To się jeszcze nie zdarzyło, żebym przyszedł po jednym dniu nieobecności i zastał tyle komentarzy 🙂 Dzięki!
A teraz odpowiedzi:
ANONIMOWY: To jest temat nawet na oddzielny artykuł, bo wszystko zależy od tego jak słuchasz (czy naprawdę wsłuchujesz się w to co leci z radia, czy tylko jest ono włączone w tle), na jakim jesteś poziomie znajomości języka itp. Napiszę wkrótce posta o tym – może nawet dzisiaj 🙂
SITAR: Afrikaans można nazwać językiem afrykańskim oczywiście tylko i wyłącznie pod względem geograficznym. Brzmi podobnie do holenderskiego. Sam się go kiedyś zacząłem uczyć, ale porzuciłem ze względu na rozdrabnianie się (tzn. uczenie się zbyt wielu rzeczy jednocześnie). Jeśli chciałbyś go usłyszeć, to podaję linki do teledysków do moich ulubionych wykonawców w afrikaans:
Jan Blohm – 7 Jaar – http://www.youtube.com/watch?v=KnKt8VJsYXk
Fokofpolisiekar – Brand Suid-Afrika – http://www.youtube.com/watch?v=eonCPmX8af0
Moim zdaniem ładniejszego języka nie ma, ale wydaję się być odosobniony 😉 Ewentualnie możesz mi na maila napisać, to postaram się podrzucić jakieś zapisy normalnej wymowy.

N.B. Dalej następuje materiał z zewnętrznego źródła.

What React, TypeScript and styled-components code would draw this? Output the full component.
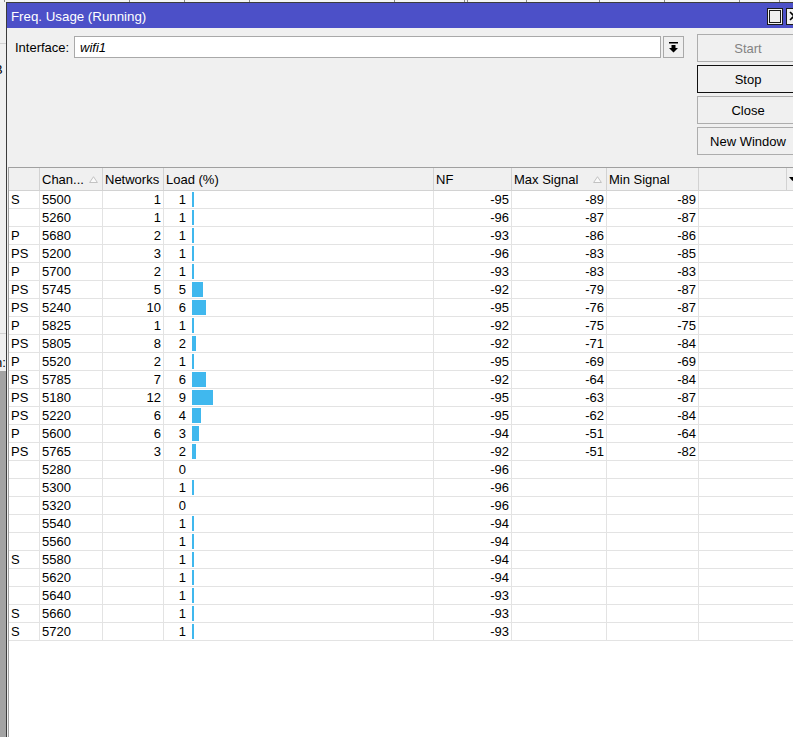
import React from "react";
import styled, { createGlobalStyle } from "styled-components";

const GlobalStyle = createGlobalStyle`
  html, body {
    margin: 0;
    padding: 0;
    background: #f0f0f0;
    overflow: hidden;
  }
  body {
    font-family: "Liberation Sans", Arial, sans-serif;
    font-size: 13px;
    color: #000;
  }
  * { box-sizing: border-box; }
`;

type Entry = {
  flag: string;
  chan: number;
  nets?: number;
  load: number;
  nf: number;
  max?: number;
  min?: number;
};

const entries: Entry[] = [
  { flag: "S", chan: 5500, nets: 1, load: 1, nf: -95, max: -89, min: -89 },
  { flag: "", chan: 5260, nets: 1, load: 1, nf: -96, max: -87, min: -87 },
  { flag: "P", chan: 5680, nets: 2, load: 1, nf: -93, max: -86, min: -86 },
  { flag: "PS", chan: 5200, nets: 3, load: 1, nf: -96, max: -83, min: -85 },
  { flag: "P", chan: 5700, nets: 2, load: 1, nf: -93, max: -83, min: -83 },
  { flag: "PS", chan: 5745, nets: 5, load: 5, nf: -92, max: -79, min: -87 },
  { flag: "PS", chan: 5240, nets: 10, load: 6, nf: -95, max: -76, min: -87 },
  { flag: "P", chan: 5825, nets: 1, load: 1, nf: -92, max: -75, min: -75 },
  { flag: "PS", chan: 5805, nets: 8, load: 2, nf: -92, max: -71, min: -84 },
  { flag: "P", chan: 5520, nets: 2, load: 1, nf: -95, max: -69, min: -69 },
  { flag: "PS", chan: 5785, nets: 7, load: 6, nf: -92, max: -64, min: -84 },
  { flag: "PS", chan: 5180, nets: 12, load: 9, nf: -95, max: -63, min: -87 },
  { flag: "PS", chan: 5220, nets: 6, load: 4, nf: -95, max: -62, min: -84 },
  { flag: "P", chan: 5600, nets: 6, load: 3, nf: -94, max: -51, min: -64 },
  { flag: "PS", chan: 5765, nets: 3, load: 2, nf: -92, max: -51, min: -82 },
  { flag: "", chan: 5280, load: 0, nf: -96 },
  { flag: "", chan: 5300, load: 1, nf: -96 },
  { flag: "", chan: 5320, load: 0, nf: -96 },
  { flag: "", chan: 5540, load: 1, nf: -94 },
  { flag: "", chan: 5560, load: 1, nf: -94 },
  { flag: "S", chan: 5580, load: 1, nf: -94 },
  { flag: "", chan: 5620, load: 1, nf: -94 },
  { flag: "", chan: 5640, load: 1, nf: -93 },
  { flag: "S", chan: 5660, load: 1, nf: -93 },
  { flag: "S", chan: 5720, load: 1, nf: -93 },
];

// column ticks of the window lying behind
const backTicks = [5, 125, 55, 65, 145, 70, 3, 59, 73, 65, 75, 40];

const ROW_COLS = "31px 63px 61px 270px 78px 95px 92px 1fr";
const HEAD_COLS = "31px 63px 61px 270px 78px 95px 92px 88px 1fr";

function App() {
  return (
    <>
      <GlobalStyle />
      <Desktop>
        <BackStrip>
          {backTicks.map((w, i) => (
            <BackTick key={i} $w={w} />
          ))}
        </BackStrip>
        <LeftStrip>
          <LeftPane>
            <LeftCell $h={42} />
            <LeftCell $h={290}>
              <LeftGlyph $top={18} $shift={-6}>B</LeftGlyph>
            </LeftCell>
            <LeftCell $h={37} $last>
              <LeftGlyph $top={21} $shift={-5}>n:</LeftGlyph>
            </LeftCell>
          </LeftPane>
          <LeftShade />
        </LeftStrip>

        <Window>
          <TitleBar>
            <TitleText>Freq. Usage (Running)</TitleText>
            <TitleButtons>
              <TitleBox>
                <MaxGlyph />
              </TitleBox>
              <TitleBox>
                <svg width="10" height="10" viewBox="0 0 10 10">
                  <path d="M1 1 L9 9 M9 1 L1 9" stroke="#000" strokeWidth="1.6" />
                </svg>
              </TitleBox>
            </TitleButtons>
          </TitleBar>

          <Body>
            <TopArea>
              <InterfaceRow>
                <FieldLabel>Interface:</FieldLabel>
                <Field>wifi1</Field>
                <DropButton>
                  <svg width="9" height="11" viewBox="0 0 9 11">
                    <rect x="0" y="0" width="9" height="1.5" fill="#000" />
                    <path d="M2.5 3 H6.5 V6 H9 L4.5 10.5 L0 6 H2.5 Z" fill="#000" />
                  </svg>
                </DropButton>
              </InterfaceRow>
              <ButtonColumn>
                <ActionButton $state="disabled">Start</ActionButton>
                <ActionButton $state="focused">Stop</ActionButton>
                <ActionButton>Close</ActionButton>
                <ActionButton>New Window</ActionButton>
              </ButtonColumn>
            </TopArea>

            <Table>
              <HeaderRow>
                <HeadCell />
                <HeadCell>
                  Chan...
                  <SortMark />
                </HeadCell>
                <HeadCell>Networks</HeadCell>
                <HeadCell>Load (%)</HeadCell>
                <HeadCell>NF</HeadCell>
                <HeadCell>
                  Max Signal
                  <SortMark />
                </HeadCell>
                <HeadCell>Min Signal</HeadCell>
                <HeadCell />
                <HeadCell $plain>
                  <svg width="7" height="4" viewBox="0 0 7 4">
                    <path d="M0 0 H7 L3.5 4 Z" fill="#000" />
                  </svg>
                </HeadCell>
              </HeaderRow>
              {entries.map((e) => (
                <DataRow key={e.chan}>
                  <Cell>{e.flag}</Cell>
                  <Cell>{e.chan}</Cell>
                  <Cell $right>{e.nets ?? ""}</Cell>
                  <Cell>
                    <LoadNum>{e.load}</LoadNum>
                    {e.load > 0 && (
                      <LoadBar style={{ width: Math.floor((e.load * 7) / 3) }} />
                    )}
                  </Cell>
                  <Cell $right>{e.nf}</Cell>
                  <Cell $right>{e.max ?? ""}</Cell>
                  <Cell $right>{e.min ?? ""}</Cell>
                  <Cell $plain />
                </DataRow>
              ))}
            </Table>
          </Body>
        </Window>
      </Desktop>
    </>
  );
}

function SortMark() {
  return (
    <SortIcon width="9" height="7" viewBox="0 0 9 7">
      <path d="M4.5 0.7 L8.4 6.5 H0.6 Z" fill="#fafafa" stroke="#c2c2c2" strokeWidth="1" />
    </SortIcon>
  );
}

export default App;

const Desktop = styled.div`
  width: 793px;
  height: 737px;
  overflow: hidden;
  display: grid;
  grid-template-columns: 6px 799px;
  grid-template-rows: 2px 1fr;
  background: #f0f0f0;
`;

const BackStrip = styled.div`
  grid-column: 1 / span 2;
  display: flex;
  background: #f4f4f4;
`;

const BackTick = styled.div<{ $w: number }>`
  width: ${(p) => p.$w}px;
  flex-shrink: 0;
  border-right: 1px solid #8a8a8a;
`;

const LeftStrip = styled.div`
  display: flex;
  flex-direction: column;
  overflow: hidden;
`;

const LeftPane = styled.div`
  display: flex;
  flex-direction: column;
  background: #f0f0f0;
`;

const LeftCell = styled.div<{ $h: number; $last?: boolean }>`
  height: ${(p) => p.$h}px;
  border-bottom: ${(p) => (p.$last ? "none" : "1px solid #d2d2d2")};
  overflow: hidden;
`;

const LeftGlyph = styled.div<{ $top: number; $shift: number }>`
  margin-top: ${(p) => p.$top}px;
  margin-left: ${(p) => p.$shift}px;
  line-height: 16px;
  white-space: nowrap;
  color: #000;
`;

const LeftShade = styled.div`
  flex: 1;
  background: #a3a3a3;
`;

const Window = styled.div`
  display: flex;
  flex-direction: column;
  border-left: 1px solid #3c3c3c;
  border-top: 1px solid #3c3c3c;
  min-height: 0;
`;

const TitleBar = styled.div`
  height: 25px;
  flex-shrink: 0;
  display: flex;
  align-items: center;
  padding: 0 3px 0 4px;
  background: #4c50c8;
  color: #fff;
`;

const TitleText = styled.span`
  font-size: 13.3px;
  padding-top: 1px;
`;

const TitleButtons = styled.div`
  margin-left: auto;
  display: flex;
  gap: 3px;
  padding-top: 1px;
`;

const TitleBox = styled.div`
  width: 16px;
  height: 17px;
  border: 1px solid #1a1a1a;
  background: #f0f0f0;
  display: flex;
  align-items: center;
  justify-content: center;
`;

const MaxGlyph = styled.div`
  width: 12px;
  height: 13px;
  border: 1px solid #1a1a1a;
`;

const Body = styled.div`
  flex: 1;
  display: flex;
  flex-direction: column;
  min-height: 0;
`;

const TopArea = styled.div`
  height: 139px;
  flex-shrink: 0;
  display: grid;
  grid-template-columns: 1fr 102px;
  column-gap: 13px;
  align-items: start;
  padding: 6px 6px 0 8px;
`;

const InterfaceRow = styled.div`
  display: flex;
  align-items: center;
  height: 22px;
  margin-top: 2px;
`;

const FieldLabel = styled.span`
  width: 59px;
  flex-shrink: 0;
`;

const Field = styled.div`
  flex: 1;
  height: 22px;
  display: flex;
  align-items: center;
  padding-left: 5px;
  background: #fff;
  border: 1px solid #a9a9a9;
  font-style: italic;
`;

const DropButton = styled.div`
  width: 21px;
  height: 22px;
  margin-left: 2px;
  display: flex;
  align-items: center;
  justify-content: center;
  border: 1px solid #a9a9a9;
  background: #f0f0f0;
`;

const ButtonColumn = styled.div`
  display: flex;
  flex-direction: column;
  gap: 3px;
`;

const ActionButton = styled.div<{ $state?: "disabled" | "focused" }>`
  height: 28px;
  display: flex;
  align-items: center;
  justify-content: center;
  background: #f0f0f0;
  border: 1px solid ${(p) => (p.$state === "focused" ? "#111" : "#adadad")};
  color: ${(p) => (p.$state === "disabled" ? "#838383" : "#000")};
  white-space: nowrap;
`;

const Table = styled.div`
  flex: 1;
  margin-left: 1px;
  border-left: 1px solid #a0a0a0;
  border-top: 1px solid #a0a0a0;
  background: #fff;
  display: flex;
  flex-direction: column;
`;

const HeaderRow = styled.div`
  display: grid;
  grid-template-columns: ${HEAD_COLS};
  height: 23px;
  background: #f0f0f0;
  border-bottom: 1px solid #d2d2d2;
`;

const HeadCell = styled.div<{ $plain?: boolean }>`
  display: flex;
  align-items: center;
  padding: 0 3px 0 2px;
  border-right: ${(p) => (p.$plain ? "none" : "1px solid #d2d2d2")};
  white-space: nowrap;
  overflow: hidden;
`;

const SortIcon = styled.svg`
  margin-left: auto;
  margin-right: 1px;
  flex-shrink: 0;
`;

const DataRow = styled.div`
  display: grid;
  grid-template-columns: ${ROW_COLS};
  height: 18px;
  border-bottom: 1px solid #e3e3e3;
`;

const Cell = styled.div<{ $right?: boolean; $plain?: boolean }>`
  display: flex;
  align-items: center;
  justify-content: ${(p) => (p.$right ? "flex-end" : "flex-start")};
  padding: 0 2px;
  border-right: ${(p) => (p.$plain ? "none" : "1px solid #e3e3e3")};
  white-space: nowrap;
  overflow: hidden;
`;

const LoadNum = styled.span`
  width: 20px;
  text-align: right;
  flex-shrink: 0;
`;

const LoadBar = styled.div`
  height: 15px;
  margin-left: 6px;
  background: #40b8ee;
  flex-shrink: 0;
`;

AREK: Wielkie dzięki:) Temu właśnie ma służyć i cieszę się, że spełnia swoje zadanie.
No to się podłączę i zaproponuję najpierw obejrzenie klipu:
http://www.youtube.com/watch?v=vtKKJSfYraU
A potem poczytanie o gen. De La Rey, wojnach burskich i o burzy jaką wyżej zlinkowany utwór wywołał.
Ano czytałem o tym już jakiś czas temu. Zresztą Bok van Blerk w ogóle lubuje się w poruszaniu tematyki wojennej, jak chociażby w utworach "Afrikanerhart" (również wojny burskie – http://www.youtube.com/watch?v=0wdIiT16LV4),"Die Kaplyn" (tym razem Namibia – http://www.youtube.com/watch?v=eke3l8Tmqdc) czy "Tyd Om Te Trek" (http://www.youtube.com/watch?v=ljTROelBiA8), w którym są odwołania do tego, czy Afryka nadal może być ojczyzną dla Afrykanerów. Swego czasu tego nawet sporo słuchałem (nawet na moim profilu lastfm wysoko stoi), ale pod względem muzycznym to większości utworów nie potrafię przetrawić. Jak ktoś ciekaw to cała płyta "Afrikanerhart" jest dostępna na youtube.
Tak czy inaczej uważam Afrykanerów za jedną z najciekawszych grup etnicznych świata. Cała Wielka Wędrówka (Groot Trek), utworzenie Oranii Transvaalu, wojny burskie (to jak Anglicy traktowali cywilną ludność republik wiele nie różniło się od metod III Rzeszy), następnie RPA, apartheid, jego upadek i obecna sytuacja. Warto też dodać, że istnieją różnice między Afrykanerami z Prowincji Przylądkowej (Kaap), czyli okolic Kapsztadu, a tymi z Bloemfontein (Orania) czy Pretorii (Transvaal).
Jeszcze co do piosenki o generale De la Rey – proponuję obejrzeć dwie części filmu o niej:
http://www.youtube.com/watch?v=myrEZAdQlFE
http://www.youtube.com/watch?v=cjxtLOqCt9s
Film jest w afrikaans z angielskimi napisami.